Hartman, in response to earlier e-mailed questions from The Mercury, wrote that he did not attend the meeting at Huss' home.
"The reason for this is that based on the content of the e-mail, the meeting was not regarding the approaching election and working the polls or on just who was interested in being an officer of the board, it was stating that they were going to decide on how to run the administration, cutbacks, etc. which are things that should be discussed by the entire elected board in a public setting," Hartman wrote.
"As seen in the e-mails: (school board members) Julia (Wilson), Polly (Weand) and Michele (Pargeon) were not included in the e-mail. Even if dealing with personnel, this would be done in executive session, but by the entire board and then approved as a public meeting," wrote Hartman.

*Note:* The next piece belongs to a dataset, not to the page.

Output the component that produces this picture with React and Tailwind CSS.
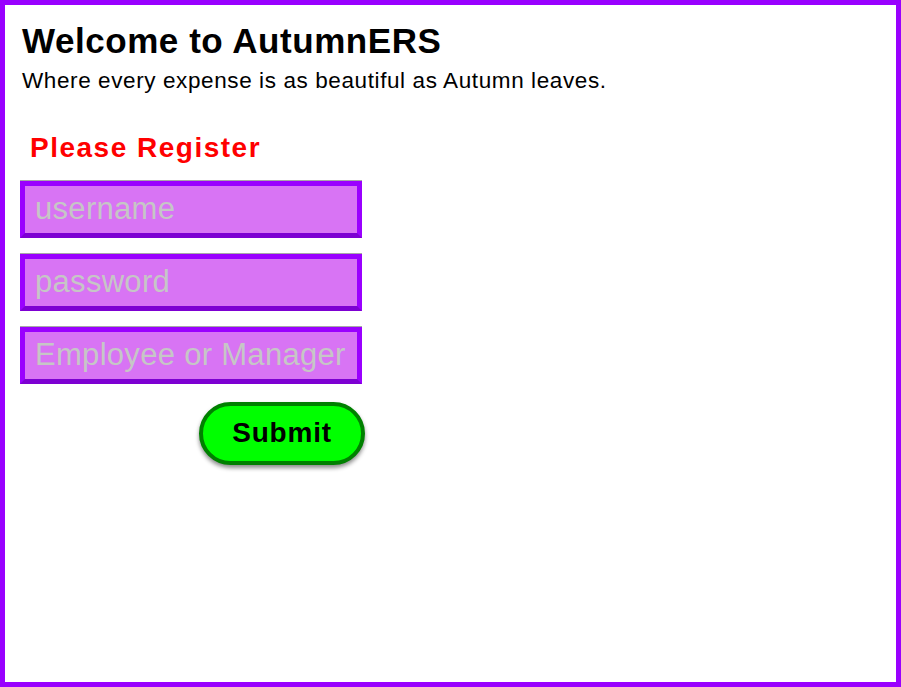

"I felt that even though some people were not elected when the initial e-mail was sent, there was still a trust the public had placed in them by placing them on the ballot via the primary election," he wrote. "Also, once the election occurred on 11-3-09, even though they were not sworn in, the public had voted for people and trusted they would not be having meetings in secret."
Which is how Melewsky views it. She confirmed that because Hylton and Harris were not yet sworn in on Nov. 15, a meeting like the one described did not violate the letter of the Open Meetings Law.
Even if Hartman had attended, there would only have been four sitting board members there and a quorum of the school board is five members, she said.
Hylton and Harris "are not agency members until they are sworn in," Melewsky said, "so it's not a violation of the law, but it does conflict with the intent of the law."
In fact, Melewsky said she has received numerous calls in recent months about "people who were elected but not yet sworn in to office getting together with elected officials and talking about agency business.
"It's not illegal, but it certainly speaks to a violation of the voters' trust about how you are obligated to behave under the Sunshine Act," Melewsky said. "There's no reason why these discussions can't occur in the public."
"I might have made a mistake in not bringing these things to light previously, but I did not want it to look like I was upset at not being elected as board president and just trying to cause problems," Hartman wrote The Mercury.
"Therefore I gave these people the benefit of the doubt, but since then I have seen supposed committee suggestions being brought to the board without any 'committee meeting' discussion taking place prior to the suggestion from the committee coming to the board," he wrote.
"This just seems like more back door type of meetings which I am hoping by bringing this into the light at this time will keep it from occurring in the future."